[What you are asked to do] Omit all pictures, then retype the data exactly as given.

[Provided data]
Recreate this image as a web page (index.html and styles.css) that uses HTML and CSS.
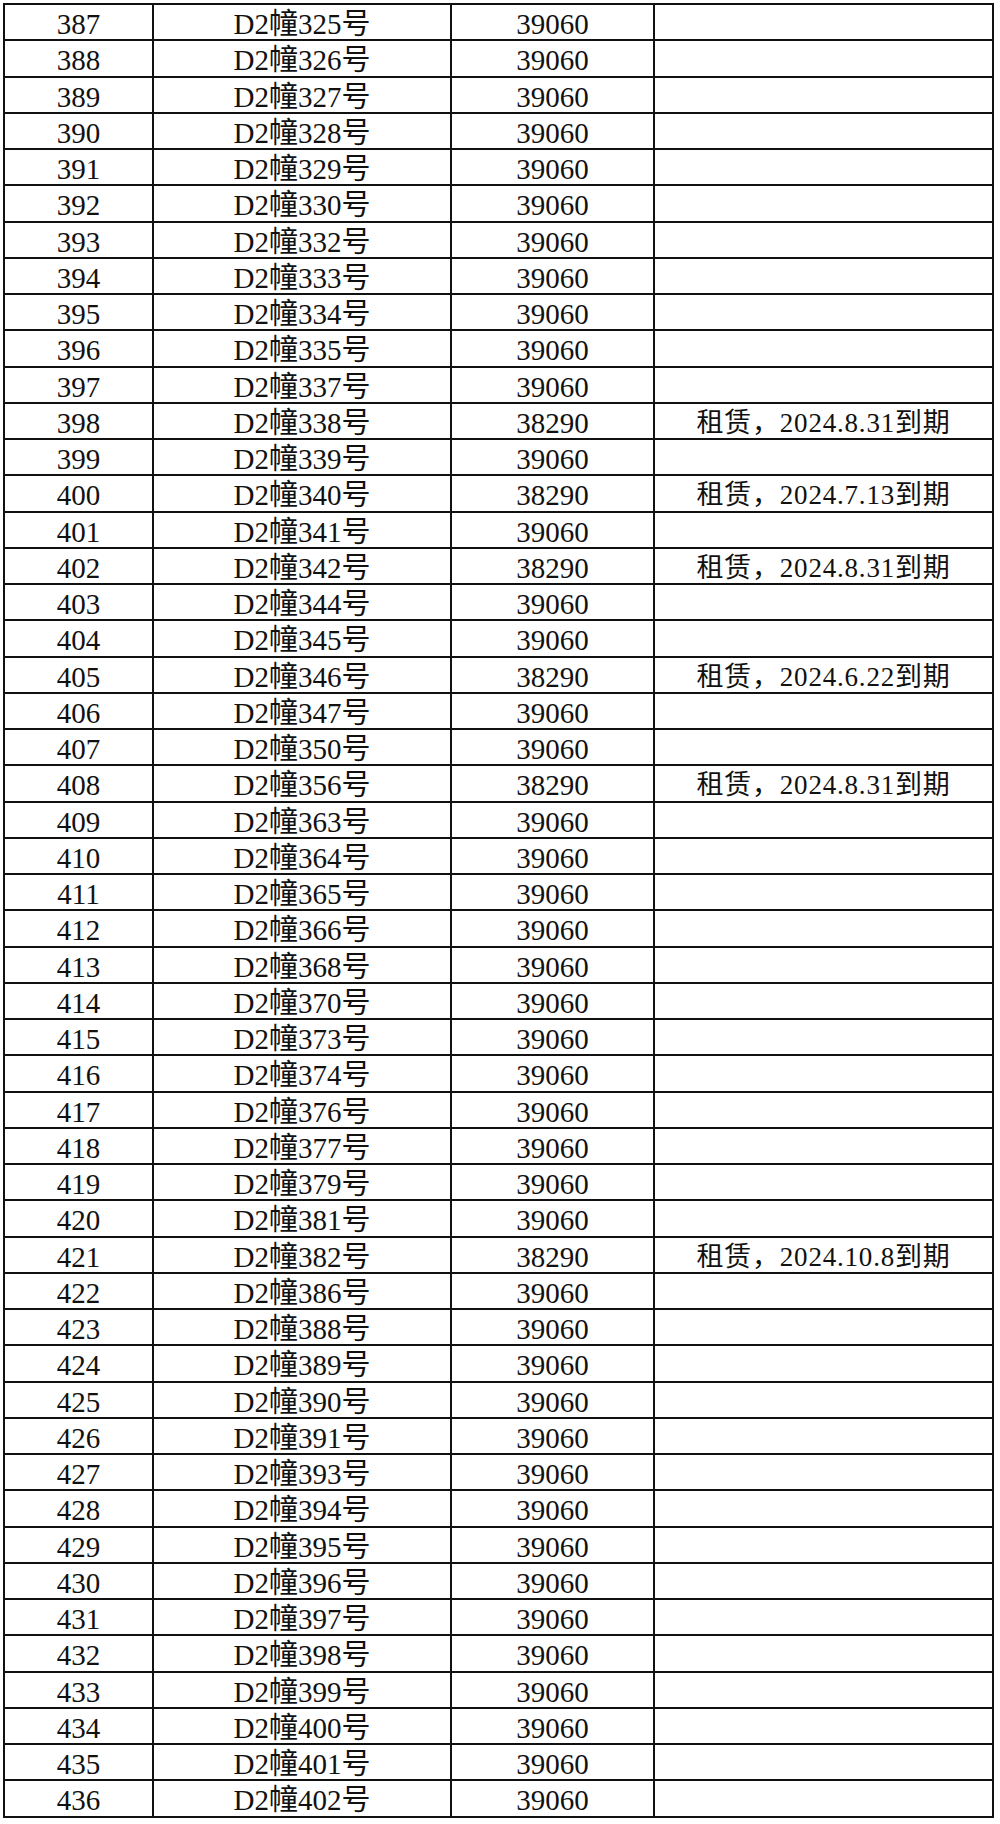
FILE: index.html
```html
<!DOCTYPE html>
<html lang="zh">
<head>
<meta charset="utf-8">
<title>D2幢</title>
<link rel="stylesheet" href="styles.css">
</head>
<body>
<table class="sheet">
<colgroup><col class="c-no"><col class="c-room"><col class="c-price"><col class="c-note"></colgroup>
<tbody>
<tr><td>387</td><td>D2幢325号</td><td>39060</td><td class="note"></td></tr>
<tr><td>388</td><td>D2幢326号</td><td>39060</td><td class="note"></td></tr>
<tr><td>389</td><td>D2幢327号</td><td>39060</td><td class="note"></td></tr>
<tr><td>390</td><td>D2幢328号</td><td>39060</td><td class="note"></td></tr>
<tr><td>391</td><td>D2幢329号</td><td>39060</td><td class="note"></td></tr>
<tr><td>392</td><td>D2幢330号</td><td>39060</td><td class="note"></td></tr>
<tr><td>393</td><td>D2幢332号</td><td>39060</td><td class="note"></td></tr>
<tr><td>394</td><td>D2幢333号</td><td>39060</td><td class="note"></td></tr>
<tr><td>395</td><td>D2幢334号</td><td>39060</td><td class="note"></td></tr>
<tr><td>396</td><td>D2幢335号</td><td>39060</td><td class="note"></td></tr>
<tr><td>397</td><td>D2幢337号</td><td>39060</td><td class="note"></td></tr>
<tr><td>398</td><td>D2幢338号</td><td>38290</td><td class="note">租赁，2024.8.31到期</td></tr>
<tr><td>399</td><td>D2幢339号</td><td>39060</td><td class="note"></td></tr>
<tr><td>400</td><td>D2幢340号</td><td>38290</td><td class="note">租赁，2024.7.13到期</td></tr>
<tr><td>401</td><td>D2幢341号</td><td>39060</td><td class="note"></td></tr>
<tr><td>402</td><td>D2幢342号</td><td>38290</td><td class="note">租赁，2024.8.31到期</td></tr>
<tr><td>403</td><td>D2幢344号</td><td>39060</td><td class="note"></td></tr>
<tr><td>404</td><td>D2幢345号</td><td>39060</td><td class="note"></td></tr>
<tr><td>405</td><td>D2幢346号</td><td>38290</td><td class="note">租赁，2024.6.22到期</td></tr>
<tr><td>406</td><td>D2幢347号</td><td>39060</td><td class="note"></td></tr>
<tr><td>407</td><td>D2幢350号</td><td>39060</td><td class="note"></td></tr>
<tr><td>408</td><td>D2幢356号</td><td>38290</td><td class="note">租赁，2024.8.31到期</td></tr>
<tr><td>409</td><td>D2幢363号</td><td>39060</td><td class="note"></td></tr>
<tr><td>410</td><td>D2幢364号</td><td>39060</td><td class="note"></td></tr>
<tr><td>411</td><td>D2幢365号</td><td>39060</td><td class="note"></td></tr>
<tr><td>412</td><td>D2幢366号</td><td>39060</td><td class="note"></td></tr>
<tr><td>413</td><td>D2幢368号</td><td>39060</td><td class="note"></td></tr>
<tr><td>414</td><td>D2幢370号</td><td>39060</td><td class="note"></td></tr>
<tr><td>415</td><td>D2幢373号</td><td>39060</td><td class="note"></td></tr>
<tr><td>416</td><td>D2幢374号</td><td>39060</td><td class="note"></td></tr>
<tr><td>417</td><td>D2幢376号</td><td>39060</td><td class="note"></td></tr>
<tr><td>418</td><td>D2幢377号</td><td>39060</td><td class="note"></td></tr>
<tr><td>419</td><td>D2幢379号</td><td>39060</td><td class="note"></td></tr>
<tr><td>420</td><td>D2幢381号</td><td>39060</td><td class="note"></td></tr>
<tr><td>421</td><td>D2幢382号</td><td>38290</td><td class="note">租赁，2024.10.8到期</td></tr>
<tr><td>422</td><td>D2幢386号</td><td>39060</td><td class="note"></td></tr>
<tr><td>423</td><td>D2幢388号</td><td>39060</td><td class="note"></td></tr>
<tr><td>424</td><td>D2幢389号</td><td>39060</td><td class="note"></td></tr>
<tr><td>425</td><td>D2幢390号</td><td>39060</td><td class="note"></td></tr>
<tr><td>426</td><td>D2幢391号</td><td>39060</td><td class="note"></td></tr>
<tr><td>427</td><td>D2幢393号</td><td>39060</td><td class="note"></td></tr>
<tr><td>428</td><td>D2幢394号</td><td>39060</td><td class="note"></td></tr>
<tr><td>429</td><td>D2幢395号</td><td>39060</td><td class="note"></td></tr>
<tr><td>430</td><td>D2幢396号</td><td>39060</td><td class="note"></td></tr>
<tr><td>431</td><td>D2幢397号</td><td>39060</td><td class="note"></td></tr>
<tr><td>432</td><td>D2幢398号</td><td>39060</td><td class="note"></td></tr>
<tr><td>433</td><td>D2幢399号</td><td>39060</td><td class="note"></td></tr>
<tr><td>434</td><td>D2幢400号</td><td>39060</td><td class="note"></td></tr>
<tr><td>435</td><td>D2幢401号</td><td>39060</td><td class="note"></td></tr>
<tr><td>436</td><td>D2幢402号</td><td>39060</td><td class="note"></td></tr>
</tbody>
</table>
</body>
</html>
```
FILE: styles.css
```css
html, body {
  margin: 0;
  padding: 0;
  background: #ffffff;
}

body {
  padding: 3px 0 0 3px;
  font-family: "Liberation Serif", "Noto Sans CJK SC", serif;
  color: #111;
}

.sheet {
  border-collapse: collapse;
  table-layout: fixed;
  width: 991px;
  border: 2px solid #111;
}

.c-no { width: 149px; }
.c-room { width: 298px; }
.c-price { width: 203px; }
.c-note { width: 339px; }

.sheet tr {
  height: 36.25px;
}

.sheet td {
  border: 2px solid #111;
  padding: 4px 0 0 0;
  text-align: center;
  vertical-align: middle;
  font-size: 29px;
  line-height: 30px;
  white-space: nowrap;
  overflow: hidden;
}

.sheet td.note {
  font-size: 27px;
  letter-spacing: 0.8px;
}
```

[Expected answer]
Recreate this image as a web page (index.html and styles.css) that uses HTML and CSS.
FILE: index.html
```html
<!DOCTYPE html>
<html lang="zh">
<head>
<meta charset="utf-8">
<title>D2幢</title>
<link rel="stylesheet" href="styles.css">
</head>
<body>
<table class="sheet">
<colgroup><col class="c-no"><col class="c-room"><col class="c-price"><col class="c-note"></colgroup>
<tbody>
<tr><td>387</td><td>D2幢325号</td><td>39060</td><td class="note"></td></tr>
<tr><td>388</td><td>D2幢326号</td><td>39060</td><td class="note"></td></tr>
<tr><td>389</td><td>D2幢327号</td><td>39060</td><td class="note"></td></tr>
<tr><td>390</td><td>D2幢328号</td><td>39060</td><td class="note"></td></tr>
<tr><td>391</td><td>D2幢329号</td><td>39060</td><td class="note"></td></tr>
<tr><td>392</td><td>D2幢330号</td><td>39060</td><td class="note"></td></tr>
<tr><td>393</td><td>D2幢332号</td><td>39060</td><td class="note"></td></tr>
<tr><td>394</td><td>D2幢333号</td><td>39060</td><td class="note"></td></tr>
<tr><td>395</td><td>D2幢334号</td><td>39060</td><td class="note"></td></tr>
<tr><td>396</td><td>D2幢335号</td><td>39060</td><td class="note"></td></tr>
<tr><td>397</td><td>D2幢337号</td><td>39060</td><td class="note"></td></tr>
<tr><td>398</td><td>D2幢338号</td><td>38290</td><td class="note">租赁，2024.8.31到期</td></tr>
<tr><td>399</td><td>D2幢339号</td><td>39060</td><td class="note"></td></tr>
<tr><td>400</td><td>D2幢340号</td><td>38290</td><td class="note">租赁，2024.7.13到期</td></tr>
<tr><td>401</td><td>D2幢341号</td><td>39060</td><td class="note"></td></tr>
<tr><td>402</td><td>D2幢342号</td><td>38290</td><td class="note">租赁，2024.8.31到期</td></tr>
<tr><td>403</td><td>D2幢344号</td><td>39060</td><td class="note"></td></tr>
<tr><td>404</td><td>D2幢345号</td><td>39060</td><td class="note"></td></tr>
<tr><td>405</td><td>D2幢346号</td><td>38290</td><td class="note">租赁，2024.6.22到期</td></tr>
<tr><td>406</td><td>D2幢347号</td><td>39060</td><td class="note"></td></tr>
<tr><td>407</td><td>D2幢350号</td><td>39060</td><td class="note"></td></tr>
<tr><td>408</td><td>D2幢356号</td><td>38290</td><td class="note">租赁，2024.8.31到期</td></tr>
<tr><td>409</td><td>D2幢363号</td><td>39060</td><td class="note"></td></tr>
<tr><td>410</td><td>D2幢364号</td><td>39060</td><td class="note"></td></tr>
<tr><td>411</td><td>D2幢365号</td><td>39060</td><td class="note"></td></tr>
<tr><td>412</td><td>D2幢366号</td><td>39060</td><td class="note"></td></tr>
<tr><td>413</td><td>D2幢368号</td><td>39060</td><td class="note"></td></tr>
<tr><td>414</td><td>D2幢370号</td><td>39060</td><td class="note"></td></tr>
<tr><td>415</td><td>D2幢373号</td><td>39060</td><td class="note"></td></tr>
<tr><td>416</td><td>D2幢374号</td><td>39060</td><td class="note"></td></tr>
<tr><td>417</td><td>D2幢376号</td><td>39060</td><td class="note"></td></tr>
<tr><td>418</td><td>D2幢377号</td><td>39060</td><td class="note"></td></tr>
<tr><td>419</td><td>D2幢379号</td><td>39060</td><td class="note"></td></tr>
<tr><td>420</td><td>D2幢381号</td><td>39060</td><td class="note"></td></tr>
<tr><td>421</td><td>D2幢382号</td><td>38290</td><td class="note">租赁，2024.10.8到期</td></tr>
<tr><td>422</td><td>D2幢386号</td><td>39060</td><td class="note"></td></tr>
<tr><td>423</td><td>D2幢388号</td><td>39060</td><td class="note"></td></tr>
<tr><td>424</td><td>D2幢389号</td><td>39060</td><td class="note"></td></tr>
<tr><td>425</td><td>D2幢390号</td><td>39060</td><td class="note"></td></tr>
<tr><td>426</td><td>D2幢391号</td><td>39060</td><td class="note"></td></tr>
<tr><td>427</td><td>D2幢393号</td><td>39060</td><td class="note"></td></tr>
<tr><td>428</td><td>D2幢394号</td><td>39060</td><td class="note"></td></tr>
<tr><td>429</td><td>D2幢395号</td><td>39060</td><td class="note"></td></tr>
<tr><td>430</td><td>D2幢396号</td><td>39060</td><td class="note"></td></tr>
<tr><td>431</td><td>D2幢397号</td><td>39060</td><td class="note"></td></tr>
<tr><td>432</td><td>D2幢398号</td><td>39060</td><td class="note"></td></tr>
<tr><td>433</td><td>D2幢399号</td><td>39060</td><td class="note"></td></tr>
<tr><td>434</td><td>D2幢400号</td><td>39060</td><td class="note"></td></tr>
<tr><td>435</td><td>D2幢401号</td><td>39060</td><td class="note"></td></tr>
<tr><td>436</td><td>D2幢402号</td><td>39060</td><td class="note"></td></tr>
</tbody>
</table>
</body>
</html>
```
FILE: styles.css
```css
html, body {
  margin: 0;
  padding: 0;
  background: #ffffff;
}

body {
  padding: 3px 0 0 3px;
  font-family: "Liberation Serif", "Noto Sans CJK SC", serif;
  color: #111;
}

.sheet {
  border-collapse: collapse;
  table-layout: fixed;
  width: 991px;
  border: 2px solid #111;
}

.c-no { width: 149px; }
.c-room { width: 298px; }
.c-price { width: 203px; }
.c-note { width: 339px; }

.sheet tr {
  height: 36.25px;
}

.sheet td {
  border: 2px solid #111;
  padding: 4px 0 0 0;
  text-align: center;
  vertical-align: middle;
  font-size: 29px;
  line-height: 30px;
  white-space: nowrap;
  overflow: hidden;
}

.sheet td.note {
  font-size: 27px;
  letter-spacing: 0.8px;
}
```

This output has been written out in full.